From that moment on, I kept notebook after notebook filled with half-written stories and story ideas. On at least one occasion, I carried a notebook out on the playground with me, jotting down notes. I had decided, already, that I wanted to be a writer, an author. Young me didn’t really know or care about the concept or realities of money. I just wanted to write. I still just want to write. And where Lahiri’s parents’ “reaction to [her] decision was to remain neutral,” my parents actively encouraged me (82).
When I was a tween, I wrote a family newspaper one summer. I invited all to contribute. My younger siblings drew comics and I even created a calendar section, asking my mom about important dates and activities to include. After I printed out the issue, my parents would sit down with it and read it, all the way through. When I moved on to writing my first novel, my dad would poke his head into the computer room and tease me, while I tried to cover the screen telling him not to look because “It’s not finished yet!” And whenever I would finish any writing project, usually for school, I would bring a paper copy for my mom to read before I turned it in. And she always read them with a careful eye and a smile on her face.
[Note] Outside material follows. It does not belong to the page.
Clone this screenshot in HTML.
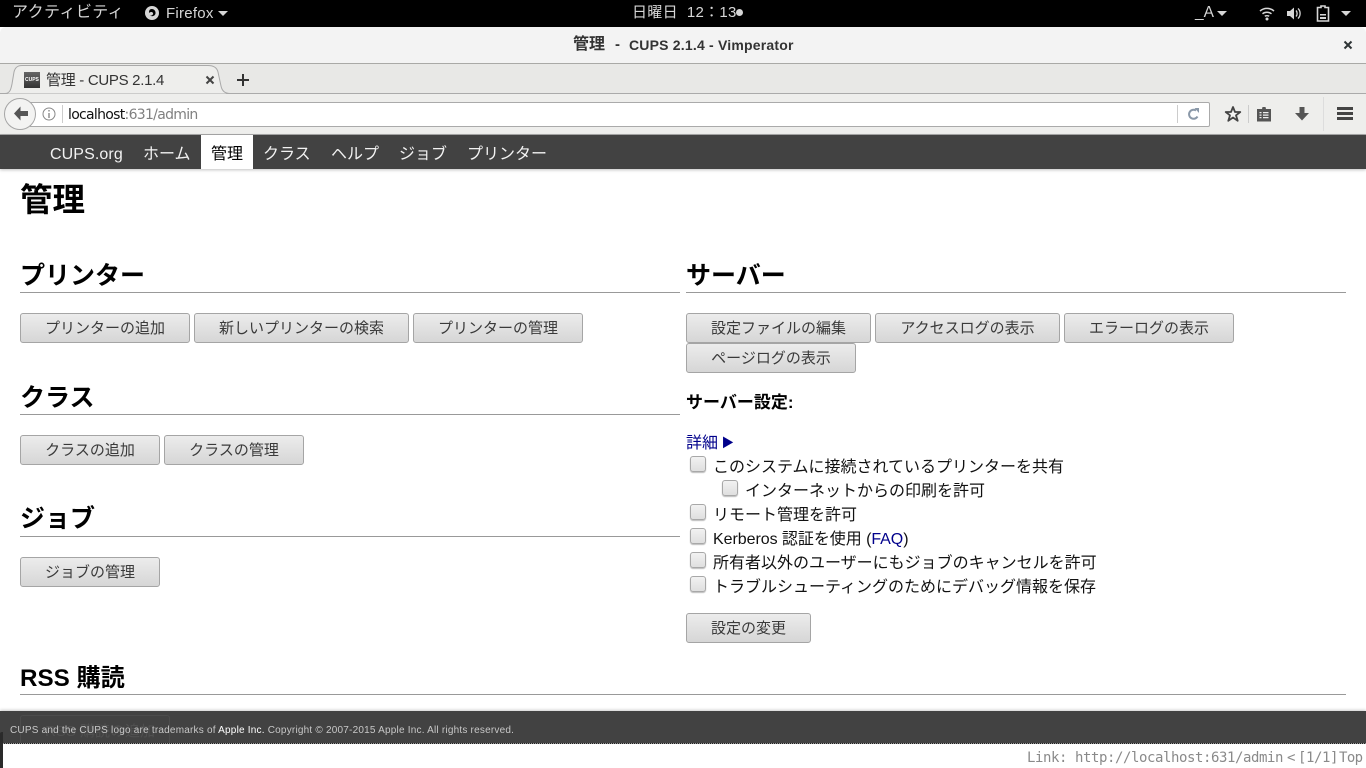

Even now, my mother is one of my best proofreaders. My father still asks about what projects I’m working on and tries to sneak peeks, to which I still cover my screen, grinning, and say, “You’ll have to wait until it’s finished.” Never ever in my entire life have my parents made me feel like writing wasn’t something worth pursuing. Never have they made me feel like it wasn’t a “practical or responsible thing to do” (Lahiri 82). They’ve always supported me and been proud of my writing accomplishments. I am so grateful for them, for nurturing my love of reading and for cheering me on as I write.
Lahiri, Jhumpa. “Trading Stories: Notes from an apprenticeship.” The New Yorker, June 13 & 20, 2011. PDF.
Menand, Louis. “Live and Learn: Why we have college.” The New Yorker, June 6, 2011. PDF.